According to Musk, said resonance failure mode was effectively solved with unspecified modifications made to the sixth Raptor engine produce (Raptor SN06). That engine became the first to successfully pass SpaceX’s regime of pre-hop static fires in McGregor, Texas around July 10th and was shipped south to Boca Chica and installed on Starhopper scarcely 24 hours later.
Assuming those vibration issues have been completely quashed, Musk has also stated that SpaceX is aiming to produce as many as two Raptor engines per day by the end of 2019. It’s believed that all engines preceding SN06 (SN01-05) were either damaged or destroyed during testing, be that a result of intentional testing-to-destruction or anomalous behavior during certain test regimes. It should be noted that full-scale Raptor is still undoubtedly in development and hardware failure during developmental testing is more predictable and valuable than it might seem. As long as the program can handle it, ‘hardware-rich’ development (i.e. moving fast and breaking things) can be equally – if not more – valuable than an extremely cautious get-it-right-the-first-time approach.

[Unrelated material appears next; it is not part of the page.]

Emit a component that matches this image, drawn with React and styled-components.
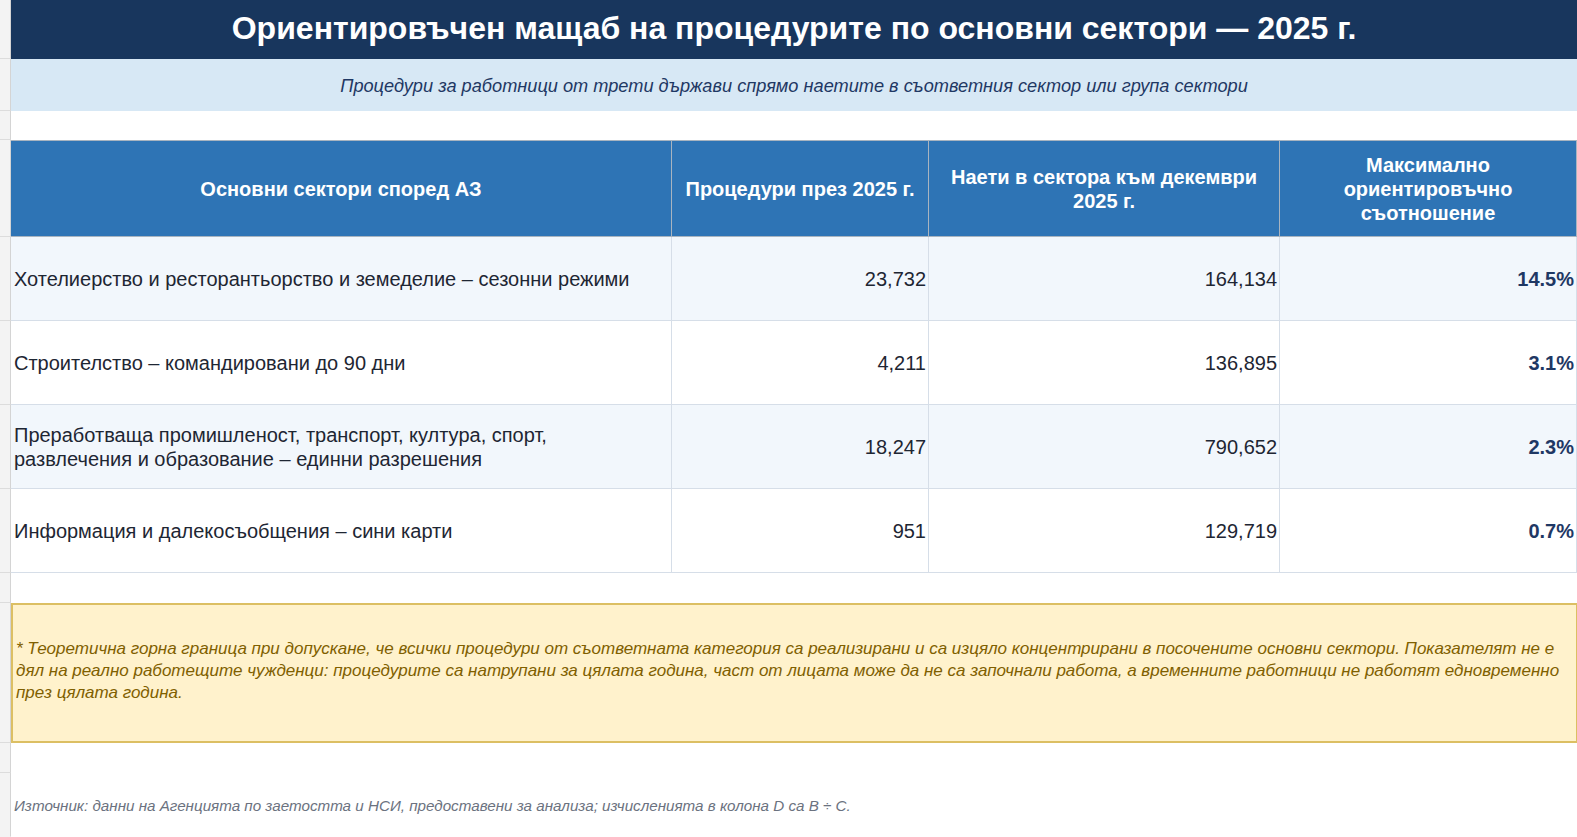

Regardless, once SpaceX’s propulsion engineering team is confident that the more major bugs that plagued early Raptor engines have been alleviated, they will likely give the go-ahead for the engine manufacturing team to begin ramping production rates. Musk believes that SpaceX could be ready for the first test flights of either or both of the company’s orbital Mk1 and Mk1 Starship prototypes as early as mid-September, milestones that will eventually require three sea-level Raptor engines and up to three vacuum Raptor engines per rocket.
Meanwhile, although SpaceX has yet to begin assembling the first Super Heavy booster(s), said boosters will require dozens of Raptor engines each for their first flights. Musk says that SpaceX will start out with something like 20 Raptor engines per booster to minimize losses and disruption in the event of a catastrophic failure, eventually expanding to as many as 35 engines per booster as confidence grows.
For now, Starhopper’s next flight test was scheduled from August 16th through the 18th but has since been tentatively rescheduled to Aug. 19-21. Starhopper will remain grounded until the FAA is satisfied with SpaceX’s updated hazard analyses for the rocket’s 200m flight test.